5. The method according to claim 4, wherein the left-hand lateral airbag portion (30) and the right-hand lateral airbag portion (31) are furled in the direction of the longitudinal axis (L) by means of a roll blade (65).

6. An airbag (100) folded according to the method of claim 1.

7. An airbag module for being arranged within a steering wheel, comprising an airbag (10) folded following a method according to claim 1 and an inflator for inflating the airbag (10).

8. A vehicle safety system comprising an airbag (10) folded following a method according to claim 1 and at least one sensor unit for detecting data as well as an electronic decision-making unit which is suited to incorporate the data detected by the sensor unit to define the presence of a trigger case for the airbag module and for transmitting a trigger signal to the airbag module.

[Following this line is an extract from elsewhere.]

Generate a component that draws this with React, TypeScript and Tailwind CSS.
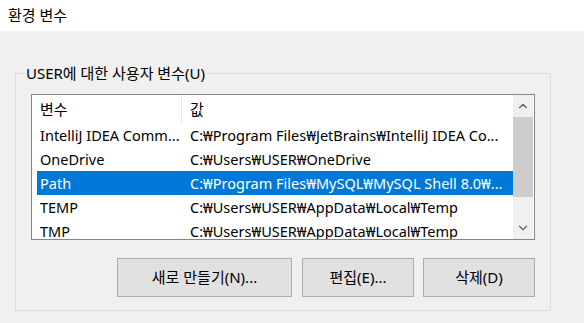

9. A folded airbag (100) comprising a front airbag layer (11) which is connected at least in portions to a rear airbag layer (12), an upper airbag portion (20), a lower airbag portion (21), a left-hand lateral airbag portion (30) and a right-hand lateral airbag portion (31), each of the upper airbag portion (20) and the lower airbag portion (21) being zigzag folded multiple times, and each of the left-hand lateral airbag portion (30) and the right-hand lateral airbag portion (31) being rolled in the direction of the middle (M) of the airbag (100), wherein neither the left-hand lateral airbag portion (30) nor the right-hand lateral airbag portion (31) is folded in the direction of the middle (M) of the airbag (100).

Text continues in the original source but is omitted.